- **PROBLEM REQUIREMENTS**:
Review the listing and copy each line that holds the word "components".

- **INFORMATION PROVIDED**:
----

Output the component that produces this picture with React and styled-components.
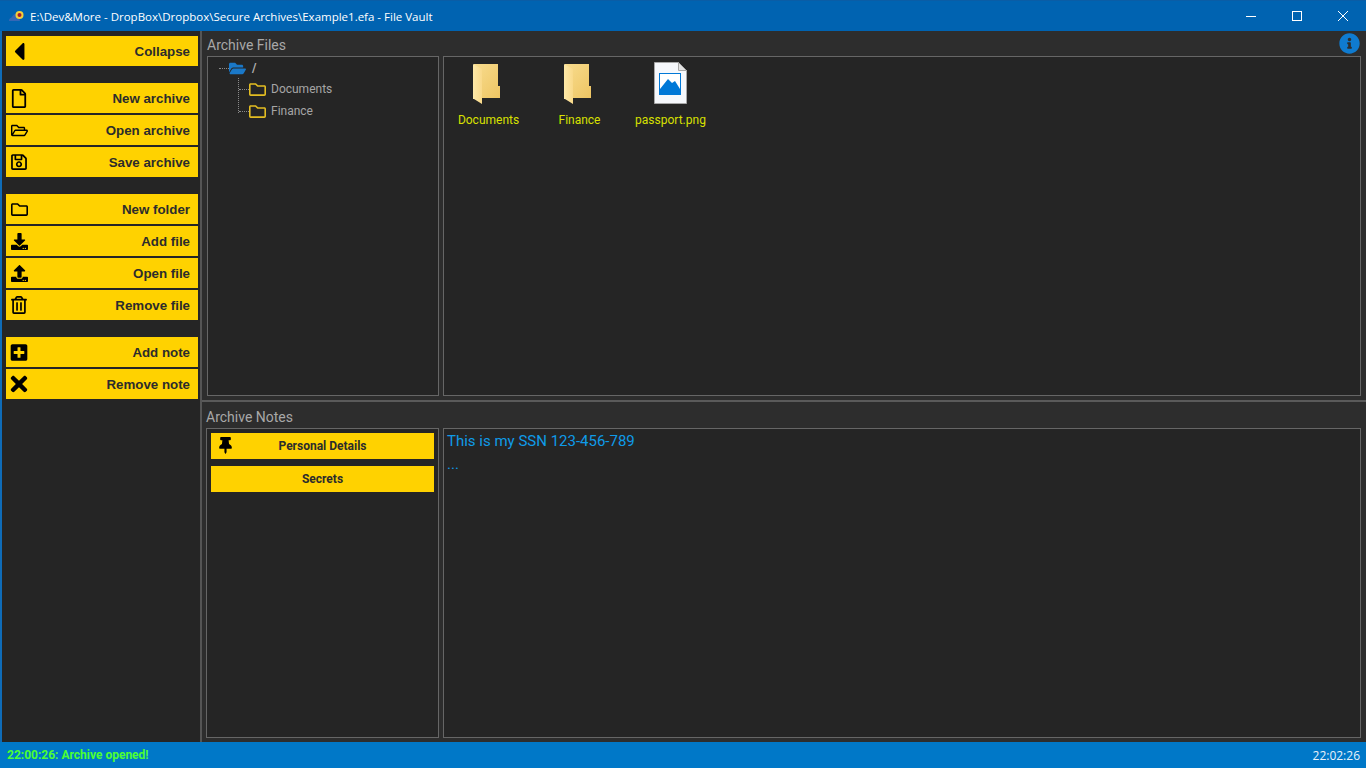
import React from "react";
import styled, { createGlobalStyle } from "styled-components";
import {
  FaCaretLeft,
  FaRegFile,
  FaRegFolderOpen,
  FaRegSave,
  FaRegFolder,
  FaDownload,
  FaUpload,
  FaRegTrashAlt,
  FaPlusSquare,
  FaTimes,
  FaThumbtack,
  FaInfoCircle,
  FaFolderOpen,
} from "react-icons/fa";

const Global = createGlobalStyle`
  html, body { margin: 0; padding: 0; background: #252525; overflow: hidden; }
  * { box-sizing: border-box; }
`;

const groups = [
  [
    { icon: FaRegFile, size: 19, label: "New archive" },
    { icon: FaRegFolderOpen, size: 17, label: "Open archive" },
    { icon: FaRegSave, size: 18, label: "Save archive" },
  ],
  [
    { icon: FaRegFolder, size: 17, label: "New folder" },
    { icon: FaDownload, size: 17, label: "Add file" },
    { icon: FaUpload, size: 17, label: "Open file" },
    { icon: FaRegTrashAlt, size: 18, label: "Remove file" },
  ],
  [
    { icon: FaPlusSquare, size: 19, label: "Add note" },
    { icon: FaTimes, size: 24, label: "Remove note" },
  ],
];

function BigFolder() {
  return (
    <svg width="28" height="40" viewBox="0 0 28 40">
      <defs>
        <linearGradient id="folderBack" x1="0" x2="1" y1="0" y2="1">
          <stop offset="0" stopColor="#f8dc8e" />
          <stop offset="1" stopColor="#eec563" />
        </linearGradient>
        <linearGradient id="folderFlap" x1="0" x2="1" y1="0" y2="0">
          <stop offset="0" stopColor="#fee9a8" />
          <stop offset="1" stopColor="#f9d98a" />
        </linearGradient>
      </defs>
      <path d="M1 0H25V22H27V34H9V27H1Z" fill="url(#folderBack)" />
      <path d="M0 0L9 5V40L1 35H0Z" fill="url(#folderFlap)" />
    </svg>
  );
}

function BigImageFile() {
  return (
    <svg width="33" height="42" viewBox="0 0 33 42">
      <path d="M.5.5H24.5L32.5 8.500V41.500H.5Z" fill="#f6f8fc" stroke="#a8a8a8" />
      <path d="M24.5.5V8.500H32.5Z" fill="#e3e3e3" stroke="#a8a8a8" />
      <rect x="5.500" y="11.500" width="21" height="21" fill="#fff" stroke="#0078d7" />
      <path d="M6 32V27L14 17L18 21L21 19L26 27V32Z" fill="#0078d7" />
    </svg>
  );
}

export default function App() {
  return (
    <Windowed>
      <Global />
      <TitleBar>
        <AppIcon viewBox="0 0 16 12">
          <path d="M0 11C0 8 2 8 3 7C4 4 7 3 9 4L11 11Z" fill="#3567b5" />
          <circle cx="10.500" cy="5" r="4" fill="#f4cf3a" />
          <circle cx="10.500" cy="5" r="2" fill="#a81c2c" />
        </AppIcon>
        <TitleText>E:\Dev&amp;More - DropBox\Dropbox\Secure Archives\Example1.efa - File Vault</TitleText>
        <WinControls>
          <WinButton>
            <svg width="10" height="10" viewBox="0 0 10 10"><path d="M0 5.500H10" stroke="#fff" /></svg>
          </WinButton>
          <WinButton>
            <svg width="10" height="10" viewBox="0 0 10 10"><rect x=".5" y=".5" width="9" height="9" fill="none" stroke="#fff" /></svg>
          </WinButton>
          <WinButton>
            <svg width="10" height="10" viewBox="0 0 10 10"><path d="M0 0L10 10M10 0L0 10" stroke="#fff" /></svg>
          </WinButton>
        </WinControls>
      </TitleBar>

      <Body>
        <Sidebar>
          <SideButton>
            <IconSlot><FaCaretLeft size={29} /></IconSlot>
            Collapse
          </SideButton>
          {groups.map((group) => (
            <SideGroup key={group[0].label}>
              {group.map((item) => (
                <SideButton key={item.label}>
                  <IconSlot><item.icon size={item.size} /></IconSlot>
                  {item.label}
                </SideButton>
              ))}
            </SideGroup>
          ))}
        </Sidebar>

        <Content>
          <FilesSection>
            <SectionTitle>
              Archive Files
              <InfoIcon><FaInfoCircle size={21} /></InfoIcon>
            </SectionTitle>
            <Panels>
              <TreePanel>
                <RootRow>
                  <HDots $width={10} />
                  <FaFolderOpen size={17} color="#1a78c8" />
                  <RootName>/</RootName>
                </RootRow>
                <TreeChildren>
                  <TreeRow>
                    <HDots $width={10} />
                    <FaRegFolder size={17} color="#e3bd22" />
                    <TreeName>Documents</TreeName>
                  </TreeRow>
                  <TreeRow>
                    <HDots $width={10} />
                    <FaRegFolder size={17} color="#e3bd22" />
                    <TreeName>Finance</TreeName>
                  </TreeRow>
                </TreeChildren>
              </TreePanel>
              <FilesPanel>
                <FileItem>
                  <FileIcon $nudge={4}><BigFolder /></FileIcon>
                  <FileName>Documents</FileName>
                </FileItem>
                <FileItem>
                  <FileIcon $nudge={4}><BigFolder /></FileIcon>
                  <FileName>Finance</FileName>
                </FileItem>
                <FileItem>
                  <FileIcon><BigImageFile /></FileIcon>
                  <FileName>passport.png</FileName>
                </FileItem>
              </FilesPanel>
            </Panels>
          </FilesSection>

          <NotesSection>
            <SectionTitle>Archive Notes</SectionTitle>
            <NotesPanels>
              <NoteList>
                <NoteButton>
                  <PinSlot><FaThumbtack size={17} /></PinSlot>
                  Personal Details
                </NoteButton>
                <NoteButton>Secrets</NoteButton>
              </NoteList>
              <NoteBody>
                <NoteLine>This is my SSN 123-456-789</NoteLine>
                <NoteLine>...</NoteLine>
              </NoteBody>
            </NotesPanels>
          </NotesSection>
        </Content>
      </Body>

      <StatusBar>
        <StatusMessage>22:00:26: Archive opened!</StatusMessage>
        <Clock>22:02:26</Clock>
      </StatusBar>
    </Windowed>
  );
}

const uiFont = `Roboto, "Noto Sans", sans-serif`;
const buttonFont = `"Liberation Sans", Arial, sans-serif`;

const Windowed = styled.div`
  width: 1366px;
  height: 768px;
  display: flex;
  flex-direction: column;
  background: #252525;
  overflow: hidden;
`;

const TitleBar = styled.div`
  height: 31px;
  flex: none;
  display: flex;
  align-items: center;
  padding-left: 9px;
  background: #0063b1;
  border-top: 1px solid #0a5da6;
`;

const AppIcon = styled.svg`
  width: 16px;
  height: 12px;
  margin-right: 5px;
`;

const TitleText = styled.div`
  flex: 1;
  font: 11.500px "Open Sans", sans-serif;
  color: #fff;
  white-space: nowrap;
`;

const WinControls = styled.div`
  display: flex;
  height: 30px;
`;

const WinButton = styled.div`
  width: 46px;
  display: flex;
  align-items: center;
  justify-content: center;
`;

const Body = styled.div`
  flex: 1;
  display: flex;
  min-height: 0;
  border-left: 2px solid #0f6cb8;
`;

const Sidebar = styled.div`
  width: 198px;
  flex: none;
  padding: 5px 2px 0 4px;
  background: #252525;
`;

const SideGroup = styled.div`
  display: flex;
  flex-direction: column;
  gap: 2px;
  margin-top: 17px;
`;

const SideButton = styled.div`
  height: 30px;
  position: relative;
  display: flex;
  align-items: center;
  justify-content: flex-end;
  padding-right: 8px;
  background: #ffd200;
  color: #2c2c2c;
  font: bold 13.300px ${buttonFont};
  white-space: nowrap;
`;

const IconSlot = styled.span`
  position: absolute;
  left: 4px;
  top: 0;
  bottom: 0;
  width: 18px;
  display: flex;
  align-items: center;
  justify-content: center;
  color: #000;
`;

const Content = styled.div`
  flex: 1;
  min-width: 0;
  display: flex;
  flex-direction: column;
  border-left: 2px solid #555;
  background: #2d2d2d;
`;

const FilesSection = styled.div`
  height: 371px;
  flex: none;
  display: flex;
  flex-direction: column;
  padding: 3px 5px 4px 5px;
  border-bottom: 2px solid #5a5a5a;
`;

const NotesSection = styled.div`
  flex: 1;
  min-height: 0;
  display: flex;
  flex-direction: column;
  padding: 4px 5px 4px 4px;
`;

const SectionTitle = styled.div`
  height: 22px;
  flex: none;
  position: relative;
  display: flex;
  align-items: center;
  font: 14px ${uiFont};
  color: #a8a8a8;
`;

const InfoIcon = styled.span`
  position: absolute;
  right: 1px;
  top: -1px;
  color: #0f7bd0;
  display: flex;
`;

const Panels = styled.div`
  flex: 1;
  min-height: 0;
  display: grid;
  grid-template-columns: 232px 918px;
  column-gap: 4px;
`;

const NotesPanels = styled(Panels)`
  grid-template-columns: 233px 918px;
`;

const TreePanel = styled.div`
  background: #252525;
  border: 1px solid #666;
  padding: 1px 0 0 11px;
`;

const RootRow = styled.div`
  height: 20px;
  display: flex;
  align-items: center;
`;

const HDots = styled.span`
  width: ${(p) => p.$width}px;
  flex: none;
  border-top: 1px dotted #8a8a8a;
`;

const RootName = styled.span`
  margin-left: 6px;
  font: bold 12px ${uiFont};
  color: #b0b0b0;
`;

const TreeChildren = styled.div`
  margin-left: 19px;
  border-left: 1px dotted #8a8a8a;
  height: 35px;
`;

const TreeRow = styled.div`
  height: 22px;
  display: flex;
  align-items: center;
`;

const TreeName = styled.span`
  margin-left: 5px;
  font: 12px ${uiFont};
  color: #a5a5a5;
`;

const FilesPanel = styled.div`
  background: #252525;
  border: 1px solid #666;
  padding: 4px 0 0 0;
  display: flex;
  align-items: flex-start;
`;

const FileItem = styled.div`
  width: 91px;
  padding-right: 2px;
  display: flex;
  flex-direction: column;
  align-items: center;
`;

const FileIcon = styled.div`
  height: 44px;
  display: flex;
  align-items: flex-end;
  padding-bottom: 1px;
  padding-right: ${(p) => p.$nudge || 0}px;
`;

const FileName = styled.div`
  margin-top: 8px;
  font: 12px ${uiFont};
  color: #d8e000;
  white-space: nowrap;
`;

const NoteList = styled.div`
  background: #252525;
  border: 1px solid #666;
  padding: 4px;
  display: flex;
  flex-direction: column;
  gap: 7px;
`;

const NoteButton = styled.div`
  height: 26px;
  position: relative;
  display: flex;
  align-items: center;
  justify-content: center;
  background: #ffd200;
  color: #2c2c2c;
  font: bold 12px ${uiFont};
`;

const PinSlot = styled.span`
  position: absolute;
  left: 6px;
  top: 4px;
  display: flex;
  color: #000;
`;

const NoteBody = styled.div`
  background: #252525;
  border: 1px solid #666;
  padding: 1px 3px;
`;

const NoteLine = styled.div`
  height: 23px;
  font: 15px/22px ${uiFont};
  color: #0f9be8;
`;

const StatusBar = styled.div`
  height: 26px;
  flex: none;
  display: flex;
  align-items: center;
  justify-content: space-between;
  padding: 0 6px 0 7px;
  background: #0078c8;
`;

const StatusMessage = styled.div`
  font: bold 12px ${uiFont};
  color: #4cff32;
`;

const Clock = styled.div`
  font: 12px "Open Sans", sans-serif;
  color: #e8f2fa;
`;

----

- **TASK SOLUTION**:
Output the component that produces this picture with React and styled-components.
import styled, { createGlobalStyle } from "styled-components";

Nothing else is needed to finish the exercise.